Write out the material exactly, leaving every picture behind.

:: Supplied material

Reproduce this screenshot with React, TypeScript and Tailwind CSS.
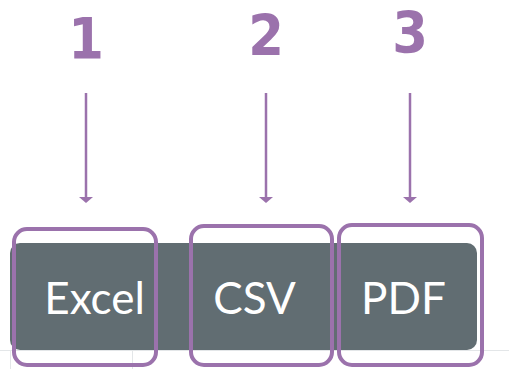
import React from "react";

const steps = [
  { n: "1", col: "w-[172px]", top: "mt-[-1px]", arrow: "mt-[14px]" },
  { n: "2", col: "w-[188px]", top: "mt-[-4px]", arrow: "mt-[17px]" },
  { n: "3", col: "w-[100px]", top: "mt-[-7px]", arrow: "mt-[20px]" },
];

const buttons = [
  { label: "Excel", w: "w-[169px]" },
  { label: "CSV", w: "w-[151px]" },
  { label: "PDF", w: "w-[147px]" },
];

function ArrowDown() {
  return (
    <svg width="16" height="112" viewBox="0 0 16 112" className="block">
      <line x1="8" y1="0" x2="8" y2="108" stroke="#9b72ac" strokeWidth="2.5" />
      <path d="M1 104 L15 104 L8 110 Z" fill="#9b72ac" />
    </svg>
  );
}

export default function App() {
  return (
    <div className="w-[509px] h-[369px] bg-white overflow-hidden flex flex-col">
      {/* numbered callouts */}
      <div className="flex h-[243px]">
        {steps.map((s) => (
          <div key={s.n} className={`${s.col} flex flex-col items-center`}>
            <div
              className={`${s.top} h-[80px] text-[57px] leading-[80px] font-bold text-[#9b72ac]`}
              style={{ fontFamily: '"DejaVu Sans", sans-serif', fontStretch: "condensed" }}
            >
              {s.n}
            </div>
            <div className={s.arrow}>
              <ArrowDown />
            </div>
          </div>
        ))}
      </div>

      {/* export buttons + table edge */}
      <div className="relative flex-1">
        <div className="flex">
          <div className="ml-[10px] flex h-[107px] rounded-[10px] bg-[#616d72]">
            {buttons.map((b) => (
              <div
                key={b.label}
                className={`${b.w} flex items-center justify-center text-white text-[44px]`}
                style={{ fontFamily: "Lato, sans-serif" }}
              >
                {b.label}
              </div>
            ))}
          </div>
        </div>
        <div className="flex h-[19px] border-t border-[#e3e6e8]">
          <div className="ml-[10px] w-[123px] border-l border-r border-[#e3e6e8]" />
        </div>

        {/* annotation outlines */}
        <div className="absolute left-[12px] top-[-16px] w-[146px] h-[140px] rounded-[15px] border-[4px] border-[#9b72ac]" />
        <div className="absolute left-[189px] top-[-19px] w-[145px] h-[143px] rounded-[15px] border-[4px] border-[#9b72ac]" />
        <div className="absolute left-[337px] top-[-20px] w-[147px] h-[144px] rounded-[15px] border-[4px] border-[#9b72ac]" />
      </div>
    </div>
  );
}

::::

* [Exercise answer]:
Reproduce this screenshot with React, TypeScript and Tailwind CSS.
import React from "react";

const steps = [
  { n: "1", col: "w-[172px]", top: "mt-[-1px]", arrow: "mt-[14px]" },
  { n: "2", col: "w-[188px]", top: "mt-[-4px]", arrow: "mt-[17px]" },
  { n: "3", col: "w-[100px]", top: "mt-[-7px]", arrow: "mt-[20px]" },
];

const buttons = [
  { label: "Excel", w: "w-[169px]" },
  { label: "CSV", w: "w-[151px]" },
  { label: "PDF", w: "w-[147px]" },
];

function ArrowDown() {
  return (
    <svg width="16" height="112" viewBox="0 0 16 112" className="block">
      <line x1="8" y1="0" x2="8" y2="108" stroke="#9b72ac" strokeWidth="2.5" />
      <path d="M1 104 L15 104 L8 110 Z" fill="#9b72ac" />
    </svg>
  );
}

export default function App() {
  return (
    <div className="w-[509px] h-[369px] bg-white overflow-hidden flex flex-col">
      {/* numbered callouts */}
      <div className="flex h-[243px]">
        {steps.map((s) => (
          <div key={s.n} className={`${s.col} flex flex-col items-center`}>
            <div
              className={`${s.top} h-[80px] text-[57px] leading-[80px] font-bold text-[#9b72ac]`}
              style={{ fontFamily: '"DejaVu Sans", sans-serif', fontStretch: "condensed" }}
            >
              {s.n}
            </div>
            <div className={s.arrow}>
              <ArrowDown />
            </div>
          </div>
        ))}
      </div>

      {/* export buttons + table edge */}
      <div className="relative flex-1">
        <div className="flex">
          <div className="ml-[10px] flex h-[107px] rounded-[10px] bg-[#616d72]">
            {buttons.map((b) => (
              <div
                key={b.label}
                className={`${b.w} flex items-center justify-center text-white text-[44px]`}
                style={{ fontFamily: "Lato, sans-serif" }}
              >
                {b.label}
              </div>
            ))}
          </div>
        </div>
        <div className="flex h-[19px] border-t border-[#e3e6e8]">
          <div className="ml-[10px] w-[123px] border-l border-r border-[#e3e6e8]" />
        </div>

        {/* annotation outlines */}
        <div className="absolute left-[12px] top-[-16px] w-[146px] h-[140px] rounded-[15px] border-[4px] border-[#9b72ac]" />
        <div className="absolute left-[189px] top-[-19px] w-[145px] h-[143px] rounded-[15px] border-[4px] border-[#9b72ac]" />
        <div className="absolute left-[337px] top-[-20px] w-[147px] h-[144px] rounded-[15px] border-[4px] border-[#9b72ac]" />
      </div>
    </div>
  );
}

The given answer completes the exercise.